Hen House Press said...

Hi. I'm not sure if it is okay to post this, but Scott Fivelson's new play, Dial L for Latch-Key is making the rounds on stage in London. It is available as an eBook from Barnes & Noble. It is a spoof of Dial M for Murder and about a half dozen other Hitchcock films. Link:

Casual Debris said...

Thanks so much for posting a link to my review of Bar the Doors. I've recently found the time to invest in some research, and Bar the Doors was indeed ghost-edited by Don Ward. The Dell Mapback cover was illustrated by Gerald Gregg, the map designed and drawn by Ruth Belew.

To further complicate the history of these publications, many of the anthologies, AHPs and YAs both, had different editions containing different stories, many of which are simply abridged versions of the original. Other editions included identical contents but were re-titled, such as Stories that Scared Even Me, which had derivative collections titled, Scream Along with Me and Slay Ride.

There was also a series of Four Square titles (an imprint of NEL) ghosted by UK master anthologist Peter Haining from 1966-1971, with titles like Guaranteed Rest in Peace and Other Macabre Tales and Meet Death at Night and Other Tales of Terror.

The 1990s also saw a series of anthologies collecting AHMM and EQMM stories selected by theme, so Murder Takes a Holiday is about stories set outside North America, etc.

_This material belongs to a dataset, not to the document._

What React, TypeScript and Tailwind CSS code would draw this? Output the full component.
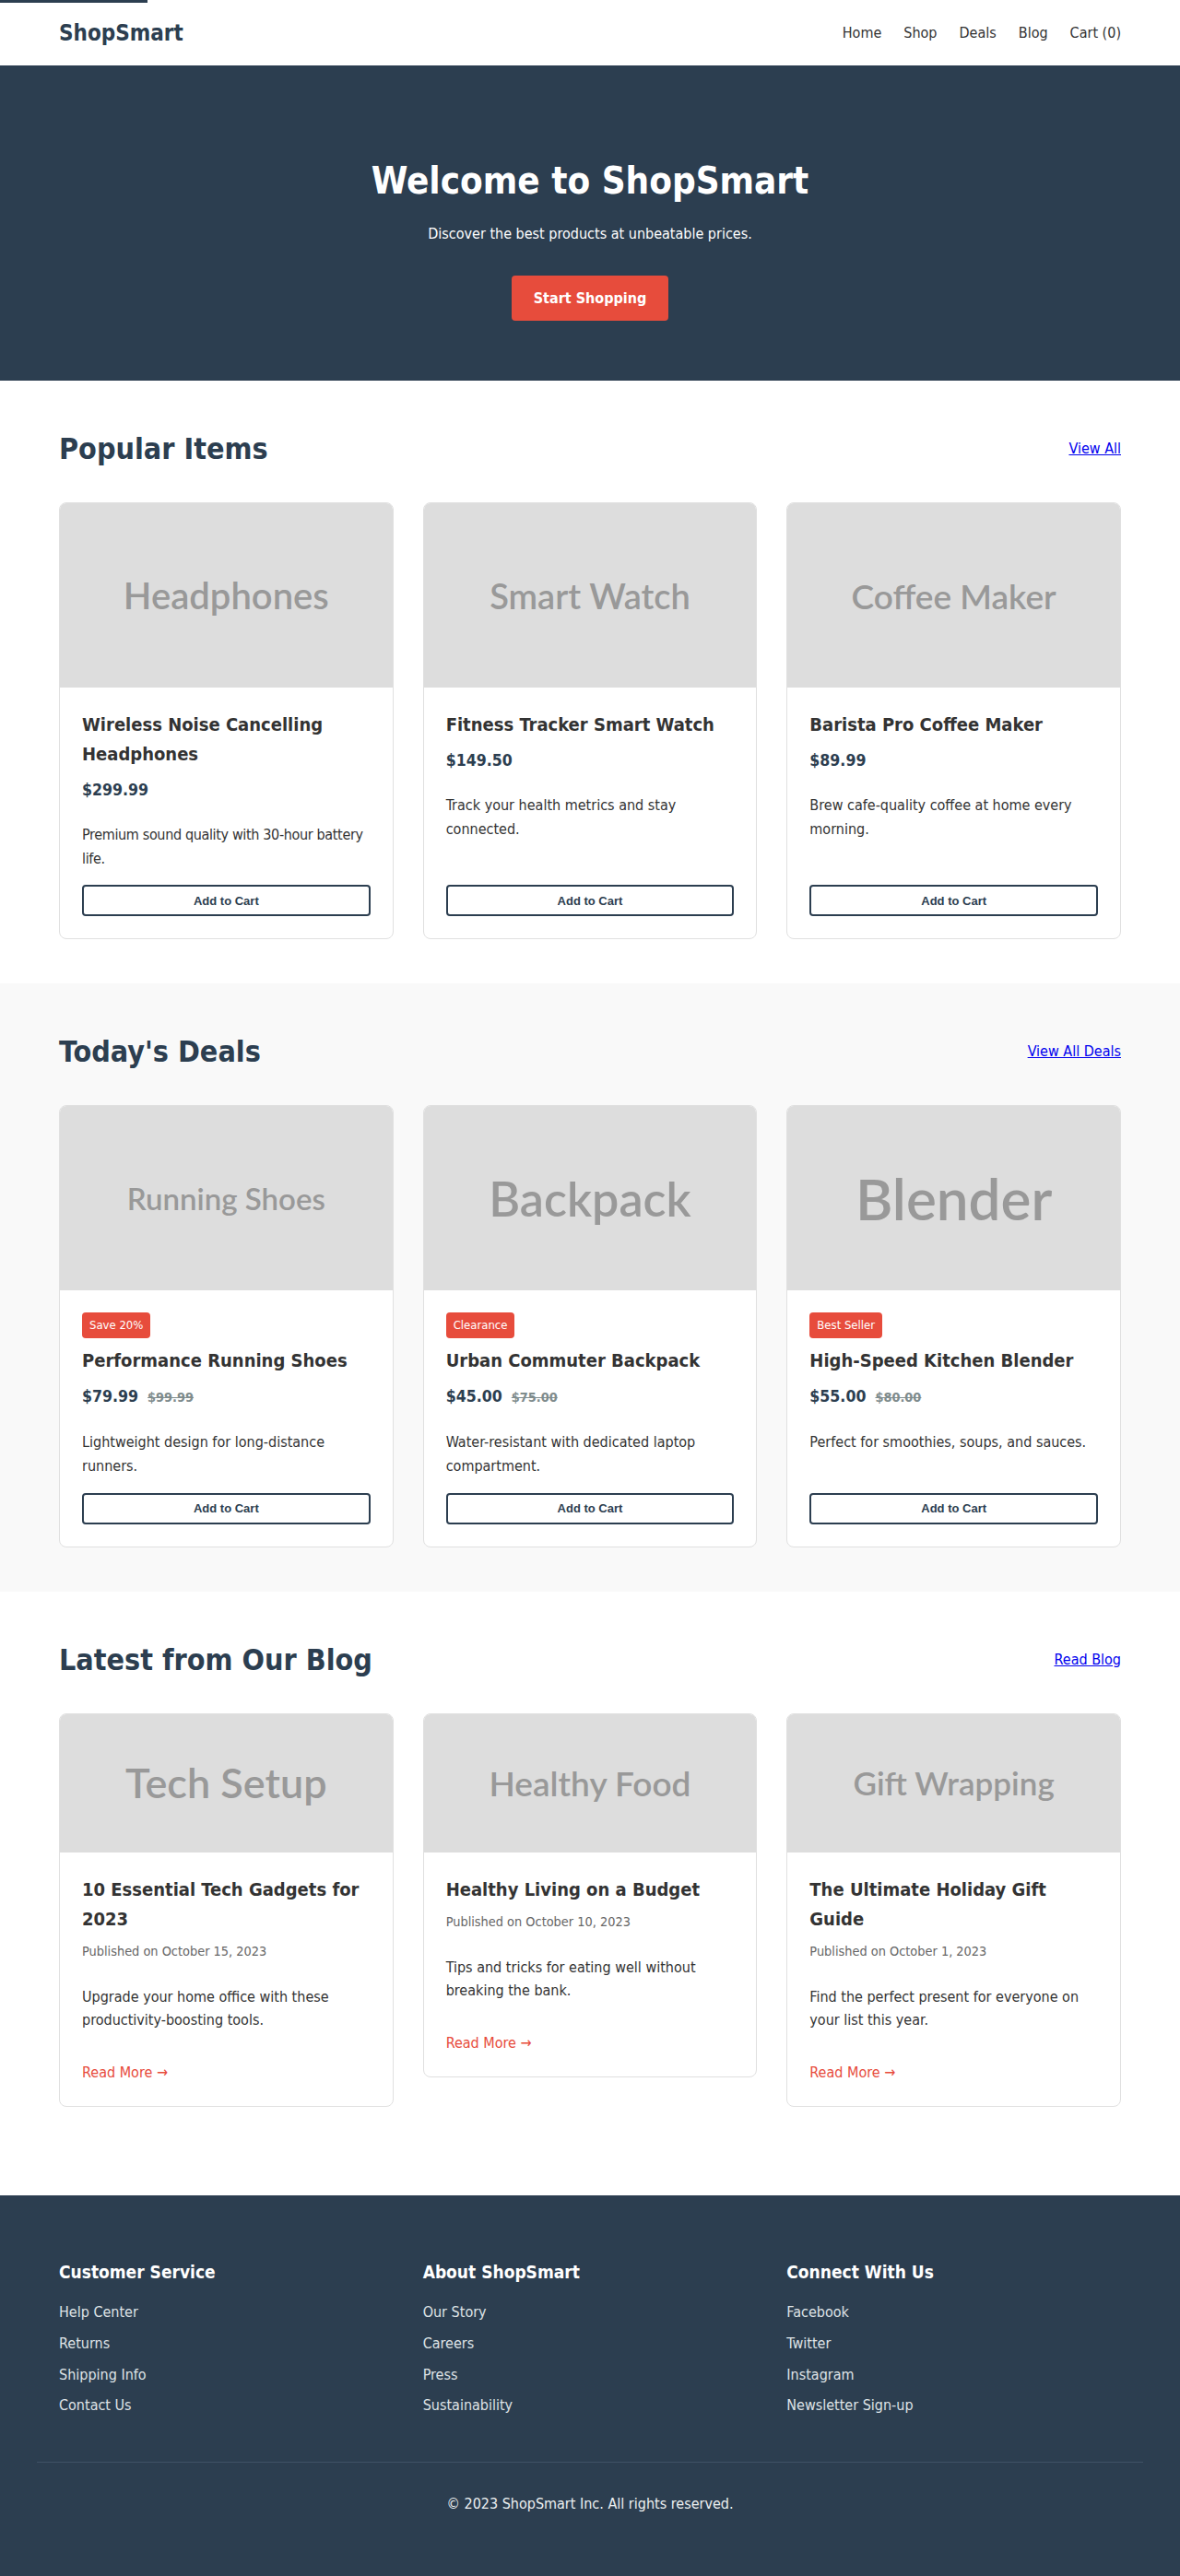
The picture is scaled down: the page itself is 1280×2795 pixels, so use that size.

I sometimes wonder which single story was reprinted the most in these books, as some reappear several times.

Todd Mason said...

Indeed, Z, and sorry I hadn't mentioned the Dell retitlings of some of their "halfsies" AHP reprints...and I'm not sure if it was content objections, second-guessing on the level of sophistication or antiquity, or What that led to the paperback editions of the YA books missing a few of the stories Robert Arthur picked for the original editions. Of course, I was aware of the post-AH's passing confusion in some of the best of the magazine AHMM taking the AHP title format, but had utterly overlooked Haining's books. Good thoughts, and good for you for keeping up with this.